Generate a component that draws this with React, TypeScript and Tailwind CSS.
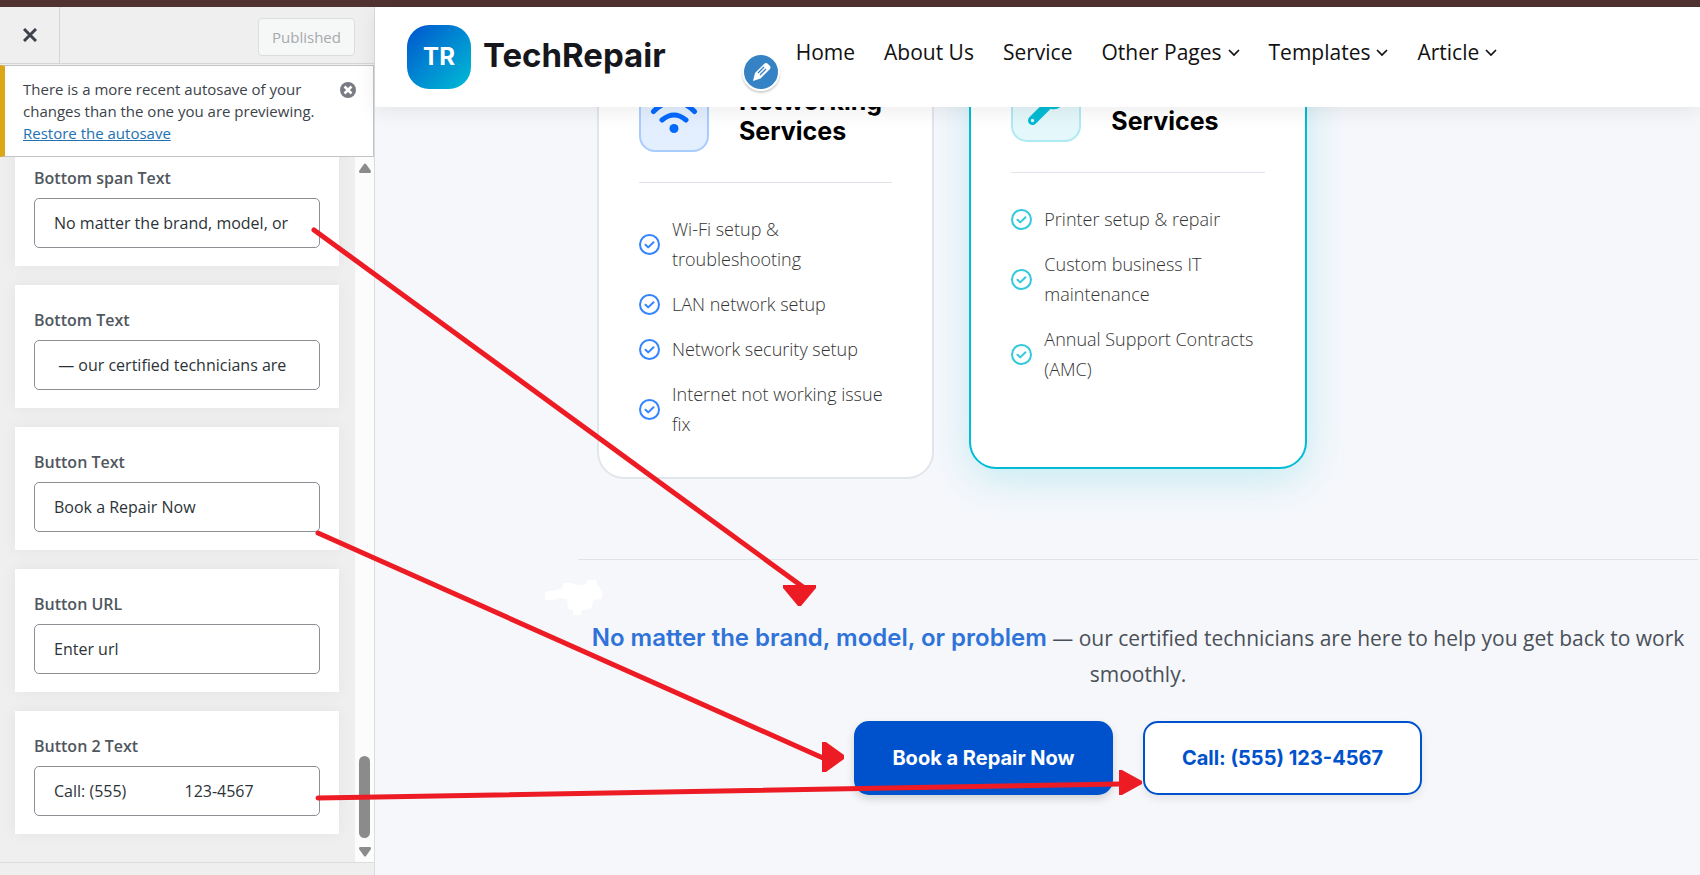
import { FaWrench } from "react-icons/fa";
import clsx from "clsx";

const fields = [
  { id: "bottom-span", label: "Bottom span Text", value: "No matter the brand, model, or" },
  { id: "bottom-text", label: "Bottom Text", value: " — our certified technicians are" },
  { id: "button-text", label: "Button Text", value: "Book a Repair Now" },
  { id: "button-url", label: "Button URL", value: "Enter url" },
  { id: "button-2-text", label: "Button 2 Text", value: "Call: (555)              123-4567" },
];

const navItems = [
  { label: "Home" },
  { label: "About Us" },
  { label: "Service" },
  { label: "Other Pages", menu: true },
  { label: "Templates", menu: true },
  { label: "Article", menu: true },
];

const networking = [
  "Wi-Fi setup & troubleshooting",
  "LAN network setup",
  "Network security setup",
  "Internet not working issue fix",
];

const business = [
  "Printer setup & repair",
  "Custom business IT maintenance",
  "Annual Support Contracts (AMC)",
];

function WifiIcon() {
  return (
    <svg
      viewBox="0 0 48 48"
      className="size-12 shrink-0"
      fill="none"
      stroke="currentColor"
      strokeWidth="5"
      strokeLinecap="round"
    >
      <path d="M3.500 18.500Q24 -2 44.500 18.500" />
      <path d="M12 27Q24 17 36 27" />
      <circle cx="24" cy="35.500" r="4.500" fill="currentColor" stroke="none" />
    </svg>
  );
}

function CheckIcon({ className }: { className: string }) {
  return (
    <svg
      viewBox="0 0 21 21"
      className={clsx("size-[21px] shrink-0", className)}
      fill="none"
      stroke="currentColor"
      strokeWidth="2"
      strokeLinecap="round"
      strokeLinejoin="round"
    >
      <circle cx="10.500" cy="10.500" r="9.500" />
      <path d="M6.500 10.700L9.200 13.400L14.500 8.200" />
    </svg>
  );
}

function Sidebar() {
  return (
    <aside className="flex w-[375px] shrink-0 flex-col border-r border-[#dcdcde] bg-[#efefef]">
      {/* ===== TOP BAR ===== */}
      <div className="flex h-[57px] shrink-0 items-center justify-between border-b border-[#d5d5d8] pr-[19px]">
        <button
          aria-label="Close"
          className="flex h-full w-[60px] items-center justify-center border-r border-[#d5d5d8]"
        >
          <svg viewBox="0 0 14 14" className="size-[14px]" stroke="#3c434a" strokeWidth="3">
            <path d="M1 1l12 12M13 1L1 13" />
          </svg>
        </button>
        <button
          disabled
          className="mt-1 h-[38px] w-[97px] rounded border border-[#dcdcde] bg-[#f6f7f7] text-[15px] text-[#a7aaad]"
        >
          Published
        </button>
      </div>

      {/* ===== AUTOSAVE NOTICE ===== */}
      <div className="mt-px flex shrink-0 justify-between border border-l-[5px] border-[#c3c4c7] border-l-[#dba617] bg-white py-3 pr-[17px] pl-[18px]">
        <p className="text-[15px] leading-[22px] whitespace-nowrap text-[#3c434a]">
          There is a more recent autosave of your
          <br />
          changes than the one you are previewing.
          <br />
          <a href="#restore" className="text-[#2271b1] underline">
            Restore the autosave
          </a>
        </p>
        <button aria-label="Dismiss" className="mt-1 size-4 shrink-0 rounded-full">
          <svg viewBox="0 0 16 16" className="size-4">
            <circle cx="8" cy="8" r="8" fill="#787c82" />
            <path d="M4.500 4.500l7 7M11.500 4.500l-7 7" stroke="#fff" strokeWidth="2.600" />
          </svg>
        </button>
      </div>

      {/* ===== FIELDS ===== */}
      <div className="flex min-h-0 flex-1 overflow-hidden">
        <div className="flex flex-1 flex-col justify-end gap-[19px] pr-4 pb-7 pl-[15px]">
          {fields.map((f) => (
            <div
              key={f.id}
              className="shrink-0 bg-white px-[19px] pt-[23px] pb-[18px] shadow-[0_0_15px_rgba(0,0,0,0.05)]"
            >
              <label
                htmlFor={f.id}
                className="mb-2 block text-base leading-6 font-semibold text-[#50575e]"
              >
                {f.label}
              </label>
              <input
                id={f.id}
                type="text"
                defaultValue={f.value}
                className="h-[50px] w-full rounded-[5px] border border-[#8c8f94] bg-white px-[19px] text-base text-[#2c3338]"
              />
            </div>
          ))}
        </div>
        <div className="flex w-[19px] shrink-0 flex-col items-center justify-between bg-[#fcfcfc] pt-[6px] pb-[5px]">
          <svg viewBox="0 0 12 10" className="h-[10px] w-3" fill="#8b8b8b">
            <path d="M5 1Q6 0 7 1L12 8Q12 10 11 10H1Q0 10 0 8Z" />
          </svg>
          <div className="flex flex-col items-center gap-[9px]">
            <div className="h-[82px] w-[11px] rounded-full bg-[#8b8b8b]" />
            <svg viewBox="0 0 12 10" className="h-[10px] w-3" fill="#8b8b8b">
              <path d="M5 9Q6 10 7 9L12 2Q12 0 11 0H1Q0 0 0 2Z" />
            </svg>
          </div>
        </div>
      </div>
      <div className="h-[13px] shrink-0 border-t border-[#dcdcde]" />
    </aside>
  );
}

function ServiceCard({
  icon,
  title,
  items,
  active,
}: {
  icon: React.ReactNode;
  title: string;
  items: string[];
  active?: boolean;
}) {
  return (
    <article
      className={clsx(
        "flex-1 rounded-[27px] border-2 bg-white p-10 pb-[38px]",
        active
          ? "-translate-y-[10px] border-[#00bcd4] shadow-[0_10px_40px_rgba(0,188,212,0.2)]"
          : "border-[#e2e5ea]"
      )}
    >
      <div className="flex items-end gap-[30px] border-b border-[#e0e2ea] pb-[30px]">
        <div
          className={clsx(
            "flex size-[70px] shrink-0 items-center justify-center rounded-2xl border-2",
            active
              ? "border-[#aeeaf1] bg-[#e4f7fa] text-[#00bcd4]"
              : "border-[#a9ccff] bg-[#e3efff] text-[#0068ff]"
          )}
        >
          {icon}
        </div>
        <h3 className="pb-[6px] text-[25px] leading-[30px] font-bold text-black">{title}</h3>
      </div>
      <ul className="mt-[31px] flex flex-col gap-[15px] font-['Open_Sans',sans-serif] text-lg leading-[30px] font-light text-[#333]">
        {items.map((item) => (
          <li key={item} className="flex items-center gap-3">
            <CheckIcon className={active ? "text-[#33c9dd]" : "text-[#3385ff]"} />
            {item}
          </li>
        ))}
      </ul>
    </article>
  );
}

function Preview() {
  return (
    <main className="flex min-w-0 flex-1 flex-col bg-[#f5f7fb]">
      {/* ===== SITE HEADER ===== */}
      <header className="relative z-10 flex h-[100px] shrink-0 items-center bg-white pl-8 shadow-[0_4px_20px_rgba(0,0,0,0.08)]">
        <a href="#home" className="flex items-center gap-3 font-['Inter',sans-serif]">
          <span className="flex size-16 items-center justify-center rounded-[22px] bg-linear-to-br from-[#0052cc] to-[#00bcd4] text-2xl font-bold text-white">
            TR
          </span>
          <span className="pb-1 text-[33px] leading-10 font-bold text-[#15171c]">TechRepair</span>
        </a>
        <button
          aria-label="Edit menu"
          className="mt-[30px] ml-[76px] flex size-[38px] shrink-0 items-center justify-center rounded-full border-2 border-white bg-[#3582c4] shadow-[0_2px_2px_rgba(60,67,74,0.25)]"
        >
          <svg viewBox="0 0 20 20" className="size-5">
            <path d="M2 19l2-8 9-9q2-2 4 0l1.500 1.500q2 2 0 4l-9 9z" fill="#fff" />
            <path d="M7 11l6-6M9 13l6-6" stroke="#3582c4" strokeWidth="1.300" />
          </svg>
        </button>
        <nav className="ml-4 flex items-center gap-[29px] pb-2 text-[21px] whitespace-nowrap text-[#111]">
          {navItems.map((item) => (
            <a key={item.label} href="#menu" className="flex items-center gap-[6px]">
              {item.label}
              {item.menu && (
                <svg
                  viewBox="0 0 12 8"
                  className="h-2 w-3"
                  fill="none"
                  stroke="#111"
                  strokeWidth="1.700"
                >
                  <path d="M1 1l5 5 5-5" />
                </svg>
              )}
            </a>
          ))}
        </nav>
      </header>

      <div className="flex min-h-0 flex-1 flex-col justify-end overflow-hidden pr-[2px] pb-20 pl-[203px]">
        {/* ===== SERVICES ===== */}
        <section className="grid shrink-0 grid-cols-3 gap-[35px] px-[19px] font-['Inter',sans-serif]">
          <ServiceCard icon={<WifiIcon />} title="Networking Services" items={networking} />
          <ServiceCard
            icon={<FaWrench className="size-9" />}
            title="Services"
            items={business}
            active
          />
        </section>

        {/* ===== CALL TO ACTION ===== */}
        <section className="mt-20 shrink-0 border-t border-[#e0e3e8] pt-[60px] text-center">
          <p className="text-[21px] leading-9 text-[#4a5058]">
            <span className="font-['Inter',sans-serif] text-2xl leading-9 font-semibold text-[#2f73d9]">
              No matter the brand, model, or problem
            </span>{" "}
            — our certified technicians are here to help you get back to work smoothly.
          </p>
          <div className="mt-[29px] flex justify-center gap-[30px] font-['Inter',sans-serif] text-xl font-bold">
            <a
              href="#book"
              className="flex h-[74px] w-[259px] items-center justify-center rounded-[15px] bg-[#0052cc] text-white shadow-[0_4px_8px_rgba(0,0,0,0.15)]"
            >
              Book a Repair Now
            </a>
            <a
              href="#call"
              className="flex h-[74px] w-[279px] items-center justify-center rounded-[15px] border-2 border-[#0052cc] bg-white text-[#0052cc] shadow-[0_4px_8px_rgba(0,0,0,0.08)]"
            >
              Call: (555) 123-4567
            </a>
          </div>
        </section>
      </div>
    </main>
  );
}

// hand drawn arrows linking each field to where it shows up on the page
function Annotations() {
  return (
    <svg
      viewBox="0 0 1700 875"
      className="pointer-events-none absolute top-0 left-0 z-20 h-[875px] w-[1700px]"
      fill="#ed1c24"
    >
      <path
        d="M545 592V600H553L559 598L567 599L568 609L573 610V615H581V611L592 608L593 600L602 599V591L597 584L596 580H587V584L577 585L572 583H563V588L556 590Z"
        fill="#fff"
      />
      <g stroke="#ed1c24" strokeWidth="5" strokeLinecap="round">
        <path d="M314 230L803 587" />
        <path d="M318 533L823 758" />
        <path d="M318 798L1120 784" />
      </g>
      <path d="M783 585H816V588L801 606H798L783 588Z" />
      <path d="M822 742H826L844 755V759L826 772H822Z" />
      <path d="M1119 770H1122L1142 781V784L1122 795H1119Z" />
    </svg>
  );
}

export default function App() {
  return (
    <div className="relative flex h-screen flex-col overflow-hidden font-['Open_Sans',sans-serif]">
      <div className="h-[7px] shrink-0 bg-[#503230]" />
      <div className="flex min-h-0 flex-1">
        <Sidebar />
        <Preview />
      </div>
      <Annotations />
    </div>
  );
}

########################################

Short exercise:
Without any pictures, reproduce the lines from the first one in the material through the line that has "import clsx from", exactly as they appear.

Result:
Generate a component that draws this with React, TypeScript and Tailwind CSS.
import { FaWrench } from "react-icons/fa";
import clsx from "clsx";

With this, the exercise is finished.